I don't know about Linux, so I'll answer for Windows. Some of the kernel space is 'global', which is a flag set in the PTE to indicate it is used by more than one process. The INVPCID
instruction can be configured in the register operand to include or exclude these entries in a TLB invalidate. These page table entries are shared between the processes and all appear at the same place in the page table for each process. This way, only the single PTE needs to be updated and it doesn't need to synchronise other PTEs of other processes as they all share a single PTE at a physical address.

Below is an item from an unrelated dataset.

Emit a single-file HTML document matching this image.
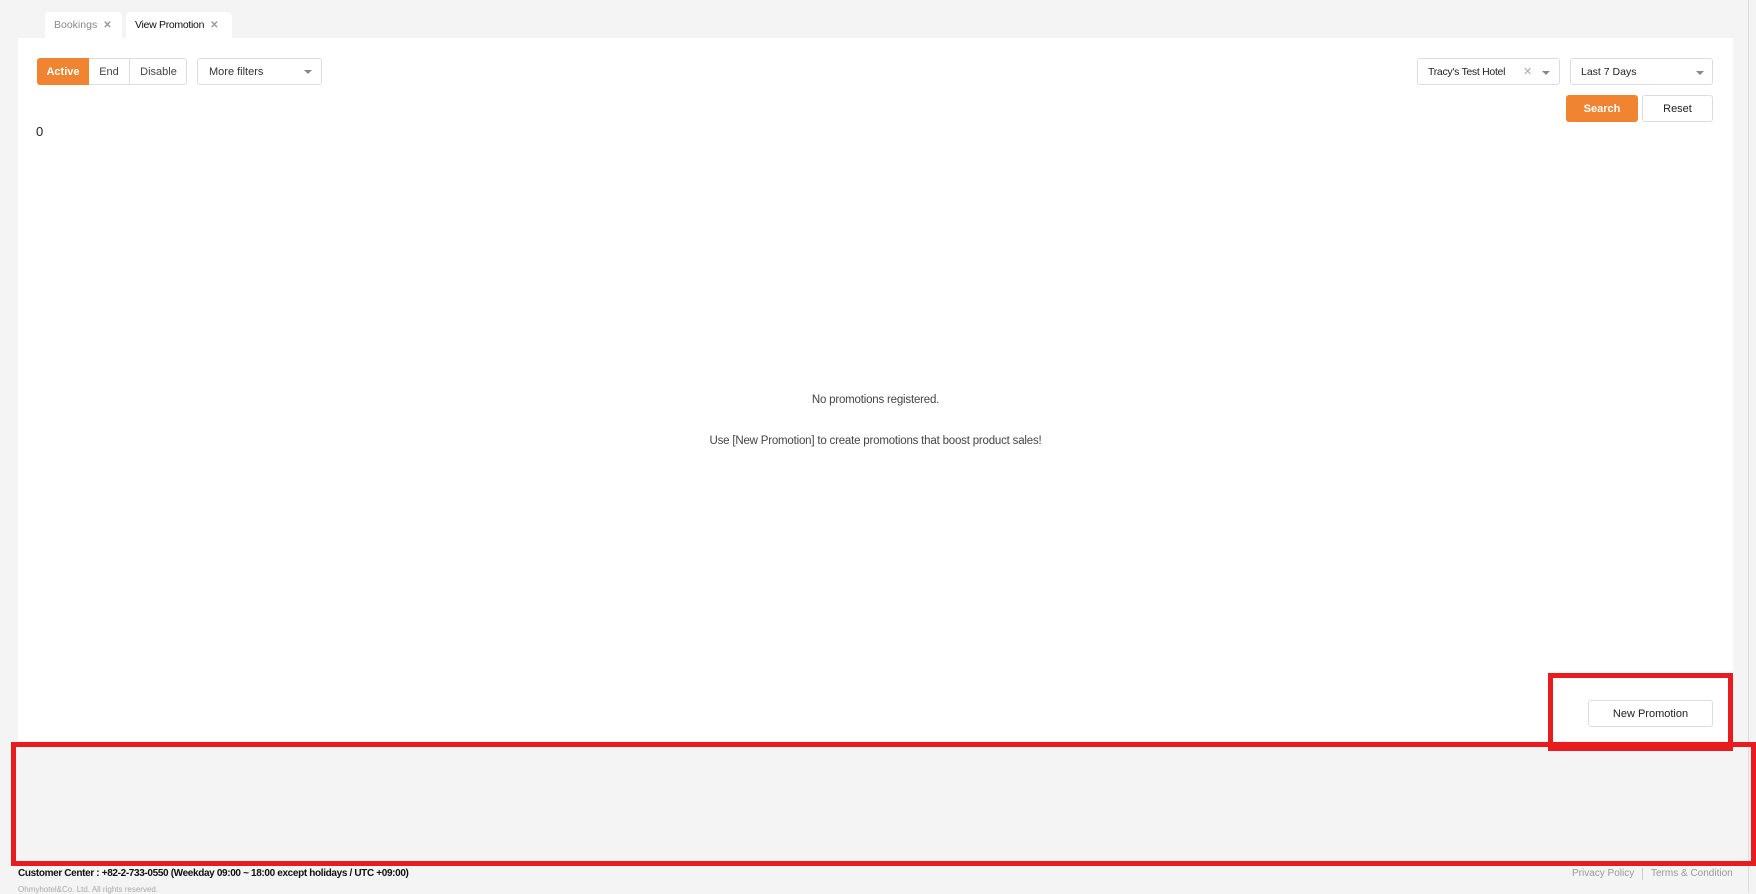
<!DOCTYPE html>
<html><head><meta charset="utf-8"><style>
*{box-sizing:border-box;margin:0;padding:0}
body{width:1756px;height:893px;background:#f4f4f4;font-family:"Liberation Sans",sans-serif;position:relative;overflow:hidden;color:#222}
.a{position:absolute}
.tab{position:absolute;top:12px;height:27px;background:#fff;border-radius:4px 4px 0 0;font-size:10.5px;line-height:27px;padding-left:9px}
.x{color:#999;font-size:10px;margin-left:6px;font-weight:bold}
.panel{left:18px;top:38px;width:1715px;height:703px;background:#fff}
.btn{position:absolute;border:1px solid #ddd;border-radius:3px;font-size:11px;text-align:center;background:#fff}
.caret{position:absolute;width:0;height:0;border-left:4px solid transparent;border-right:4px solid transparent;border-top:4px solid #888}
.red{position:absolute;border:5px solid #e81c1f}
</style></head><body>
<div class="tab" style="left:45px;width:77px;color:#888">Bookings<span class="x">✕</span></div>
<div class="tab" style="left:126px;width:106px;color:#111;letter-spacing:-0.3px">View Promotion<span class="x">✕</span></div>
<div class="a panel"></div>
<div class="a" style="left:1748px;top:0;width:1px;height:893px;background:#ddd"></div>

<div class="btn" style="left:37px;top:58px;width:150px;height:27px"></div>
<div class="a" style="left:37px;top:58px;width:52px;height:27px;background:#f08430;border-radius:3px 0 0 3px;color:#fff;font-size:11px;font-weight:bold;line-height:28px;text-align:center">Active</div>
<div class="a" style="left:89px;top:58px;width:40px;height:27px;line-height:28px;font-size:11px;text-align:center;color:#444">End</div>
<div class="a" style="left:129px;top:58px;width:1px;height:27px;background:#ddd"></div>
<div class="a" style="left:130px;top:58px;width:57px;height:27px;line-height:28px;font-size:11px;text-align:center;color:#444">Disable</div>

<div class="btn" style="left:197px;top:58px;width:125px;height:27px;line-height:26px;text-align:left;padding-left:11px;color:#333">More filters</div>
<div class="caret" style="left:304px;top:70px"></div>

<div class="btn" style="left:1417px;top:58px;width:143px;height:27px;line-height:26px;text-align:left;padding-left:10px;color:#222;font-size:10.5px;letter-spacing:-0.3px">Tracy's Test Hotel</div>
<div class="a" style="left:1523px;top:65px;font-size:11px;color:#aaa">✕</div>
<div class="caret" style="left:1542px;top:71px"></div>
<div class="btn" style="left:1570px;top:58px;width:143px;height:27px;line-height:26px;text-align:left;padding-left:10px;color:#222;font-size:10.5px">Last 7 Days</div>
<div class="caret" style="left:1696px;top:71px"></div>

<div class="a" style="left:1566px;top:95px;width:72px;height:27px;background:#f08430;border-radius:3px;color:#fff;font-size:11px;font-weight:bold;line-height:28px;text-align:center">Search</div>
<div class="btn" style="left:1642px;top:95px;width:71px;height:27px;line-height:26px;color:#222">Reset</div>

<div class="a" style="left:36px;top:124px;font-size:13px">0</div>

<div class="a" style="left:18px;width:1715px;top:394px;text-align:center;font-size:11.5px;color:#444;letter-spacing:-0.2px">No promotions registered.</div>
<div class="a" style="left:18px;width:1715px;top:435px;text-align:center;font-size:11.5px;color:#444;letter-spacing:-0.2px">Use [New Promotion] to create promotions that boost product sales!</div>

<div class="btn" style="left:1588px;top:700px;width:125px;height:27px;line-height:26px;color:#222">New Promotion</div>

<div class="red" style="left:1548px;top:673px;width:185px;height:78px"></div>
<div class="red" style="left:11px;top:742px;width:1745px;height:124px"></div>

<div class="a" style="left:18px;top:868px;font-size:10px;font-weight:bold;color:#111;letter-spacing:-0.35px">Customer Center : +82-2-733-0550 (Weekday 09:00 ~ 18:00 except holidays / UTC +09:00)</div>
<div class="a" style="left:18px;top:885px;font-size:8px;color:#aaa">Ohmyhotel&amp;Co. Ltd. All rights reserved.</div>
<div class="a" style="left:1572px;top:868px;font-size:10px;color:#999">Privacy Policy</div>
<div class="a" style="left:1642px;top:868px;width:1px;height:12px;background:#ccc"></div>
<div class="a" style="left:1651px;top:868px;font-size:10px;color:#999">Terms &amp; Condition</div>
</body></html>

http://www.cs.miami.edu/home/burt/journal/NT/memory.html
Some kernel memory is not visible to all processes and is private to each process (doesn't change the fact it is still ring 0). This, on a 32 bit Windows system would be 0xC0000000–0xC0200000 which contains all the user space PTEs and PDEs where 0xC0000000 is the PTE_BASE which allows for the equation
#define MiGetPteAddress (x) ((PMMPTE)(((((ULONG)(x)) >> 12) << 2) + (ULONG_PTR)MmPteBase))
#define MiAddressToPte(x) MiGetPteAddress(x)
to work elegantly for converting faulting virtual address in cr2
to the address of the PTE. This is private to each process as each process has the same base PTE allocation base address; if it were visible to all processes it would quickly take up virtual memory as each set of page takes would have to be allocated sequentially. It doesn't need to be visible to all processes because a process has no interest in the page table entries of another process. A page fault is always handled in the context of the current process, and 0xC0000000–0xC0200000 means something different in each process context.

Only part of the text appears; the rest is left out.